Do ponto de vista da estrutura de Carbono que todos somos, essa é a inteligência da vida: passá-lo de mão em mão, liberando a cada etapa, um pouco da energia do sol que foi capturada pelas plantas. Portanto, em última análise, todos nos alimentamos de energia do sol transformada.

Aprendendo com o ciclo do Carbono no Planeta, especialmente na sua dimensão biológica, podemos aplicar os mesmos princípios para melhorar sensivelmente a gestão da matéria orgânica nas cidades, ou melhor, nos municípios. Nesse sentido, daremos aqui um exemplo bem simples, mas de consequências grandiosas, em termos de melhoria da qualidade de vida de seus habitantes.

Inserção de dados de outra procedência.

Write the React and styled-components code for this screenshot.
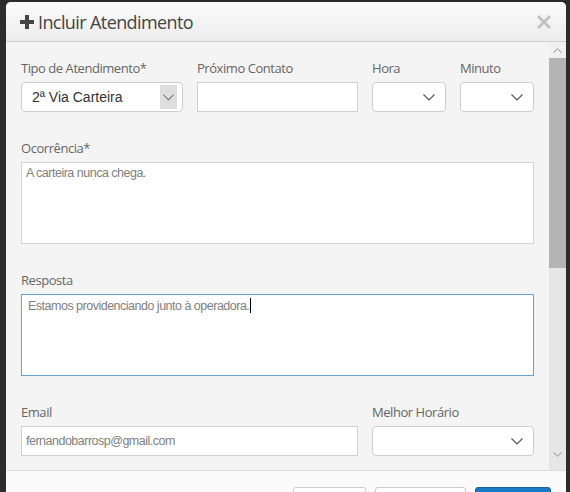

Restos de poda de árvores, arbustos e gramados, somados aos resíduos de alimentos, residenciais, industriais ou públicos, formam uma dobradinha quase perfeita, em termos de matéria prima para a fabricação de um adubo orgânico de qualidade bem superior aos fertilizantes químicos importados. No entanto, para que isso aconteça, é necessário que a parte técnica seja conduzida de forma adequada, de forma que o processo fermentativo da matéria orgânica imite o mais próximo possível, o que acontece na natureza.

A compostagem dos resíduos orgânicos é um processo fermentativo que pode variar quase ao infinito, em termos de qualidade do produto final. Quando mal-conduzida, é fétida, atrai moscas e urubus, libera gases e chorumes que contaminam o ambiente. Quando bem conduzida, promove a economia circular de forma espetacular, gerando um adubo sem cheiro, sem nenhum tipo de contaminação ambiental, e que contribui, de forma decisiva, para a melhoria dos resultados dos produtores de alimentos do município.

Em países tropicais, como o nosso, o processo de compostar materiais orgânicos, deve ser rápido, aeróbico e com algumas variáveis controladas, como teor de umidade e relação C/N (Carbono/Nitrogênio). Dessa forma, restos de poda e de alimentos, que são fontes de Carbono circulante, fazem parte do ciclo biológico, e não devem simplesmente ser enterrados ou queimados. Devem, isso sim, ter uma gestão inteligente de nossa parte, espelhada nos processos naturais, que permita sua conservação e distribuição, por toda a teia alimentar.

Podemos, dessa forma, retornar o “lixo orgânico” à cadeia de produção dos alimentos, melhorando a qualidade destes, reduzindo drasticamente a necessidade de pesticidas e químicos, além de melhorar a renda dos produtores de alimentos do município. Ambiente, solo, alimentos, consequentemente pessoas, saudáveis!

Não se trata de “dar fim aos resíduos ou passivos”, muito menos de “produzir um adubo barato”, não. É muito mais que isso. Estamos falando de mimetizar a natureza em seu ciclo (talvez) mais nobre: o da própria vida. Como dizia a Dra. Ana Maria Primavesi, patrona da Agroecologia no Brasil, “vocês se preocupam muito com elefantes e leões, enquanto os microrganismos, invisíveis, é que possibilitam e organizam a vida na Terra, através de seus processos fermentativos”.